To make a comparison, one may look at St. Thomas Aquinas' poem, the last two verses of Pange Lingua Gloriosi,, the Tantum Ergo. The senses cannot understand the Godhead in the Eucharist. One cannot grasp the mystery of God being present body and soul in the Host. One's senses are dulled, in a mist, in a shadow, that shadow of faith mentioned in the last post. But, God is also in shadow, hidden. I quote some of the lines.

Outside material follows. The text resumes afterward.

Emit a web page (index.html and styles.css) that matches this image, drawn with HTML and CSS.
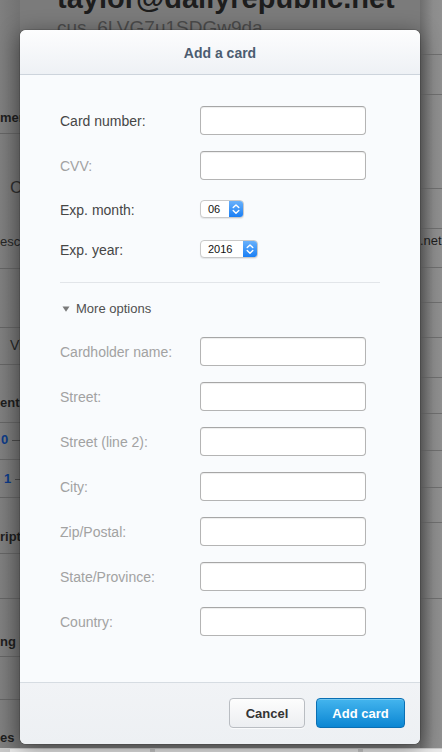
FILE: index.html
```html
<!DOCTYPE html>
<html lang="en">
<head>
<meta charset="utf-8">
<title>Add a card</title>
<link rel="stylesheet" href="styles.css">
</head>
<body>
<div class="page">
  <div class="col-left">
    <div class="lrow r1"><span class="bg-b">mer</span></div>
    <div class="lrow r2"><span class="bg-c">C</span><span class="bg-t esc">esc</span></div>
    <div class="lrow r3"></div>
    <div class="lrow r4"><span class="bg-t vi">Vi</span></div>
    <div class="lrow r5"><span class="bg-b">ents</span></div>
    <div class="lrow r6"><span class="bg-blue">0</span><span class="dash"></span></div>
    <div class="lrow r7"><span class="bg-blue one">1</span><span class="dash"></span></div>
    <div class="lrow r8"><span class="bg-b">ript</span></div>
    <div class="lrow r9"></div>
    <div class="lrow r10"><span class="bg-b">ng I</span></div>
    <div class="lrow r11"></div>
    <div class="lrow r12"><span class="bg-b">es</span></div>
  </div>
  <div class="col-main">
    <div class="email">taylor@dailyrepublic.net</div>
    <div class="cus">cus_6LVG7u1SDGw9da</div>
  </div>
  <div class="col-right">
    <div class="rrow q1"></div>
    <div class="rrow q2"></div>
    <div class="rrow q3"></div>
    <div class="rrow q4"></div>
    <div class="rrow q5"><span class="bg-t net">.net</span></div>
    <div class="rrow q6"></div>
    <div class="rrow q7"></div>
    <div class="rrow q8"></div>
    <div class="rrow q9"></div>
    <div class="rrow q10"></div>
    <div class="rrow q11"></div>
    <div class="rrow q12"></div>
    <div class="rrow q13"></div>
  </div>
</div>
<div class="page-foot">
  <div class="pf-box pf1"></div>
  <div class="pf-box pf2"></div>
  <div class="pf-box pf3"></div>
</div>

<div class="modal">
  <div class="modal-head">Add a card</div>
  <div class="modal-body">
    <div class="field">
      <label class="lbl">Card number:</label>
      <div class="input"></div>
    </div>
    <div class="field f-cvv">
      <label class="lbl opt">CVV:</label>
      <div class="input"></div>
    </div>
    <div class="field f-sel f-month">
      <label class="lbl">Exp. month:</label>
      <div class="select s-month"><span class="sel-val">06</span><span class="stepper"><svg width="14" height="16" viewBox="0 0 14 16"><path d="M4.2 6.6 L7 3.9 L9.8 6.6" fill="none" stroke="#fff" stroke-width="1.4" stroke-linecap="round" stroke-linejoin="round"/><path d="M4.2 9.6 L7 12.3 L9.8 9.6" fill="none" stroke="#fff" stroke-width="1.4" stroke-linecap="round" stroke-linejoin="round"/></svg></span></div>
    </div>
    <div class="field f-sel">
      <label class="lbl">Exp. year:</label>
      <div class="select s-year"><span class="sel-val">2016</span><span class="stepper"><svg width="14" height="16" viewBox="0 0 14 16"><path d="M4.2 6.6 L7 3.9 L9.8 6.6" fill="none" stroke="#fff" stroke-width="1.4" stroke-linecap="round" stroke-linejoin="round"/><path d="M4.2 9.6 L7 12.3 L9.8 9.6" fill="none" stroke="#fff" stroke-width="1.4" stroke-linecap="round" stroke-linejoin="round"/></svg></span></div>
    </div>
    <div class="sep"></div>
    <div class="more"><svg class="tri" width="8" height="6" viewBox="0 0 8 6"><polygon points="0.5,0.5 7.5,0.5 4,5.8" fill="#7a7a7a"/></svg>More options</div>
    <div class="opts">
      <div class="field"><label class="lbl opt">Cardholder name:</label><div class="input"></div></div>
      <div class="field"><label class="lbl opt">Street:</label><div class="input"></div></div>
      <div class="field"><label class="lbl opt">Street (line 2):</label><div class="input"></div></div>
      <div class="field"><label class="lbl opt">City:</label><div class="input"></div></div>
      <div class="field"><label class="lbl opt">Zip/Postal:</label><div class="input"></div></div>
      <div class="field"><label class="lbl opt">State/Province:</label><div class="input"></div></div>
      <div class="field last"><label class="lbl opt">Country:</label><div class="input"></div></div>
    </div>
  </div>
  <div class="modal-foot">
    <button class="btn btn-cancel">Cancel</button>
    <button class="btn btn-primary">Add card</button>
  </div>
</div>
</body>
</html>
```

FILE: styles.css
```css
* { box-sizing: border-box; }
html, body { margin: 0; padding: 0; }
body {
  width: 442px;
  height: 752px;
  overflow: hidden;
  background: #7c7c7c;
  font-family: "Liberation Sans", Arial, Helvetica, sans-serif;
  position: relative;
}

/* ---------- dimmed background page ---------- */
.page {
  display: flex;
  height: 748px;
}
.col-left {
  width: 20px;
  flex: none;
  background: linear-gradient(to right, #7f7f7f, #727272);
}
.lrow {
  border-bottom: 1px solid #646464;
  width: 20px;
  white-space: nowrap;
  font-size: 13px;
  line-height: 16px;
  color: #1e1e1e;
}
.r1 { height: 134px; padding-top: 110px; }
.r2 { height: 135px; padding-top: 45px; }
.r3 { height: 59px; }
.r4 { height: 37px; padding-top: 9px; }
.r5 { height: 58px; padding-top: 30px; }
.r6 { height: 37px; padding-top: 9px; }
.r7 { height: 38px; padding-top: 11px; }
.r8 { height: 56px; padding-top: 31px; }
.r9 { height: 45px; }
.r10 { height: 58px; padding-top: 35px; }
.r11 { height: 43px; }
.r12 { height: 48px; border-bottom: none; padding-top: 30px; }

.bg-b { font-weight: bold; display: block; }
.bg-t { display: block; }
.bg-c { display: block; font-size: 17px; color: #2e2e2e; padding-left: 10px; line-height: 18px; }
.esc { margin-top: 37px; color: #262626; }
.vi { padding-left: 10px; color: #262626; font-size: 14px; }
.bg-blue {
  font-weight: bold;
  color: #0c3a86;
  display: inline-block;
  padding-left: 1px;
}
.bg-blue.one { padding-left: 4px; }
.dash {
  display: inline-block;
  width: 9px;
  height: 1px;
  background: #4a4a4a;
  vertical-align: middle;
  margin-left: 4px;
}

.col-main {
  flex: 1;
  padding-left: 37px;
  overflow: hidden;
  background: #7b7b7b;
}
.email {
  font-size: 29px;
  font-weight: bold;
  line-height: 30px;
  margin-top: -17px;
  color: #1d1d1d;
  white-space: nowrap;
}
.cus {
  font-size: 19px;
  line-height: 22px;
  margin-top: 4px;
  color: #4c4c4c;
  white-space: nowrap;
}

.col-right {
  width: 22px;
  flex: none;
  background: linear-gradient(to right, #6e6e6e, #8c8c8c 60%, #909090);
}
.rrow {
  border-bottom: 1px solid #6f6f6f;
  font-size: 13px;
  line-height: 16px;
  color: #1e1e1e;
  white-space: nowrap;
}
.q1 { height: 55px; }
.q2 { height: 40px; }
.q3 { height: 94px; }
.q4 { height: 40px; }
.q5 { height: 39px; padding-top: 4px; }
.q6 { height: 35px; }
.q7 { height: 35px; }
.q8 { height: 40px; }
.q9 { height: 36px; }
.q10 { height: 37px; }
.q11 { height: 37px; }
.q12 { height: 35px; }
.q13 { height: 76px; }

.page-foot {
  height: 4px;
  background: #c9c9c9;
  display: flex;
  gap: 5px;
  padding-top: 1px;
}
.pf-box { background: #e9e9e9; height: 3px; }
.pf1 { width: 140px; margin-left: 10px; }
.pf2 { width: 203px; }
.pf3 { flex: 1; }

/* ---------- modal ---------- */
.modal {
  position: absolute;
  left: 20px;
  top: 30px;
  width: 400px;
  height: 714px;
  background: #f9fbfd;
  border-radius: 6px;
  box-shadow: 0 0 0 1px rgba(0,0,0,0.12), 0 4px 22px rgba(0,0,0,0.45);
  overflow: hidden;
  display: flex;
  flex-direction: column;
}
.modal-head {
  height: 45px;
  flex: none;
  border-bottom: 1px solid #cdd4dc;
  background: linear-gradient(#fdfdfe, #eef1f5);
  color: #4b5c70;
  font-size: 14px;
  font-weight: bold;
  display: flex;
  align-items: center;
  justify-content: center;
  padding-top: 1px;
}
.modal-body {
  flex: 1;
  padding: 31px 40px 46px 40px;
}
.field {
  display: flex;
  align-items: center;
  height: 29px;
  margin-bottom: 16px;
}
.field.f-cvv { margin-bottom: 20px; }
.field.f-sel { height: 18px; }
.field.f-month { margin-bottom: 22px; }
.field.last { margin-bottom: 0; }
.lbl {
  width: 140px;
  flex: none;
  font-size: 14px;
  color: #464646;
  padding-top: 1px;
}
.lbl.opt { color: #a2a2a2; }
.input {
  width: 166px;
  height: 29px;
  background: #fff;
  border: 1px solid #b4b4b4;
  border-top-color: #a6a6a6;
  border-radius: 4px;
  box-shadow: inset 0 1px 1px rgba(0,0,0,0.07);
}
.select {
  height: 18px;
  display: flex;
  align-items: stretch;
  background: #fff;
  border: 1px solid #c9c9c9;
  border-radius: 4px;
  box-shadow: 0 1px 1px rgba(0,0,0,0.08);
  overflow: hidden;
}
.s-month { width: 44px; }
.s-year { width: 58px; }
.sel-val {
  flex: 1;
  font-size: 11px;
  line-height: 16px;
  color: #111;
  padding-left: 7px;
}
.stepper {
  width: 14px;
  flex: none;
  background: linear-gradient(#69b1fb, #1a7ff5);
  display: flex;
  align-items: center;
  justify-content: center;
}
.stepper svg { display: block; }
.sep {
  height: 1px;
  background: #e2e5e9;
  margin-top: 24px;
}
.more {
  margin-top: 18px;
  height: 16px;
  font-size: 13px;
  line-height: 16px;
  color: #505050;
  display: flex;
  align-items: center;
}
.tri {
  display: block;
  margin-left: 2px;
  margin-right: 6px;
  margin-top: -1px;
}
.opts { margin-top: 20px; }

.modal-foot {
  flex: none;
  height: 62px;
  border-top: 1px solid #d6dce2;
  background: linear-gradient(#f1f3f6, #edf0f3);
  display: flex;
  justify-content: flex-end;
  align-items: flex-start;
  gap: 11px;
  padding: 15px 15px 0 0;
}
.btn {
  height: 30px;
  border-radius: 4px;
  font-family: "Liberation Sans", Arial, Helvetica, sans-serif;
  font-size: 13px;
  font-weight: bold;
  padding: 0;
  cursor: pointer;
}
.btn-cancel {
  width: 76px;
  color: #333;
  background: linear-gradient(#fdfdfd, #eceef1);
  border: 1px solid #b9bdc2;
  box-shadow: 0 1px 0 rgba(255,255,255,0.7);
}
.btn-primary {
  width: 89px;
  color: #fff;
  background: linear-gradient(#44b5ee, #0b86d3);
  border: 1px solid #0a6fb3;
  box-shadow: inset 0 1px 0 rgba(255,255,255,0.25);
}
```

Lo! o'er ancient forms departing
Newer rites of grace prevail;
Faith for all defects supplying,
Where the feeble senses fail.
To the everlasting Father,
And the Son Who reigns on high
With the Holy Ghost proceeding
Forth from Each eternally,
God allows this darkness to occur in order to come to one in an new way. This is why the theological virtues are so important; faith sustains, hope encourages, and love explains
Now this is precisely what this Divine ray of contemplation does in the soul. Assailing it with its Divine light, it transcends the natural power of the soul, and herein it darkens it and deprives it of all natural affections and apprehensions which it apprehended aforetime by means of natural light; and thus it leaves it not only dark, but likewise empty, according to its faculties and desires, both spiritual and natural. And, by thus leaving it empty and in darkness, it purges and illumines it with Divine spiritual light, although the soul thinks not that it has this light, but believes itself to be in darkness, even as we have said of the ray of light, which although it be in the midst of the room, yet, if it be pure and meet nothing on its path, is not visible. With regard, however, to this spiritual light by which the soul is assailed, when it has something to strike—that is, when something spiritual presents itself to be understood, however small a speck it be and whether of perfection or imperfection, or whether it be a judgment of the falsehood or the truth of a thing—it then sees and understands much more clearly than before it was in these dark places. And exactly in the same way it discerns the spiritual light which it has in order that it may readily discern the imperfection which is presented to it; even as, when the ray of which we have spoken, within the room, is dark and not itself visible, if one introduce a hand or any other thing into its path, the hand is then seen and it is realized that that sunlight is present.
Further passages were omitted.